The vacuum, countergravity, shell mold casting process is particularly useful in the making of thin-walled castings and involves: sealing a bottom-gated mold, having a gas-permeable upper portion, to the mouth of a vacuum chamber such that the chamber confronts the upper portion; immersing the underside of the mold in an underlying melt; and evacuating the chamber to draw melt up into the mold through one or more of the gates in the underside thereof. Such a process is shown in U.S. Pat. No. 4,340,108 wherein the mold comprises a resin-bonded-sand shell having an upper cope portion and a lower drag portion sealingly bonded together and attached to the vacuum chamber by means of spring clips which engage a peripheral abutment on the outside of the vacuum chamber. U.S. Pat. No. 4,340,108 seals the mold to the vacuum chamber atop the cope such that the parting line between the mold halves lies outside the vacuum chamber.
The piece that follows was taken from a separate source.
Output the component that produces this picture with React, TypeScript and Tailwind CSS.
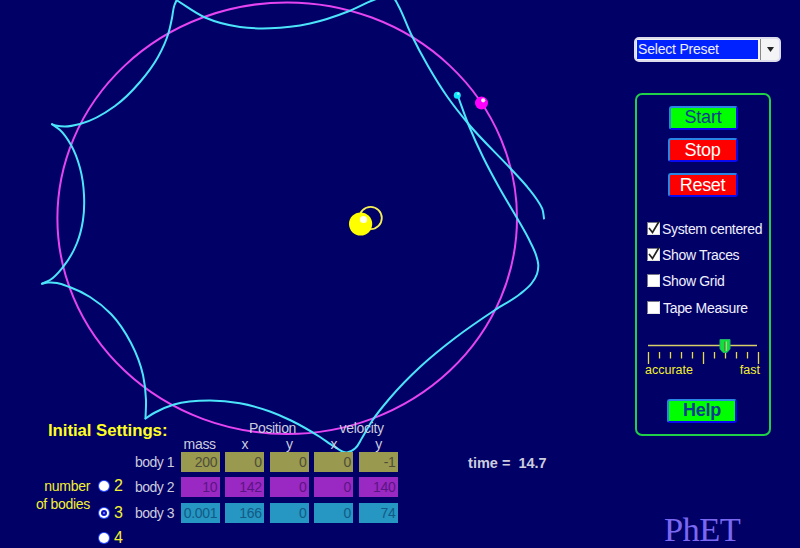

Copending U.S. Pat. application Ser. No. 654,404, filed September 26, 1984 in the name of Roger Almond and assigned to the assignee of the present invention, seals the mold to the vacuum chamber atop the drag such that the parting line between the cope and drag falls within the vacuum chamber. U.S. Ser. No. 654,404 uses spring biased bolts engaging the underside of the drag and extending along the outside of the vacuum chamber to secure the mold to the vacuum chamber. The heads of the bolts are immersed in the melt and accordingly have a very short useful life. Finally, Chandley G. D., Automatic Counter Gravity Casting of Shell Molds, Modern Casting, October 1983, pages 29-31, describes a technique for mounting round molds to a round vacuum chamber wherein the inside surface of the vacuum chamber includes self-tapping threads which screw into the periphery of the round mold. The latter technique has been restricted to relatively small molds and cannot be used with molds which are rectangular or have other than a round exterior.
It is an object of the present invention to provide apparatus for the vacuum, countergravity casting of shell molds including improved means for automatically mounting the shell mold to the mouth of the vacuum box without deterioration of the mounting means and regardless of the shape or size of the mold and the vacuum chamber. This and other objects and advantages of the present invention will become more readily apparent from the detailed description thereof which follows.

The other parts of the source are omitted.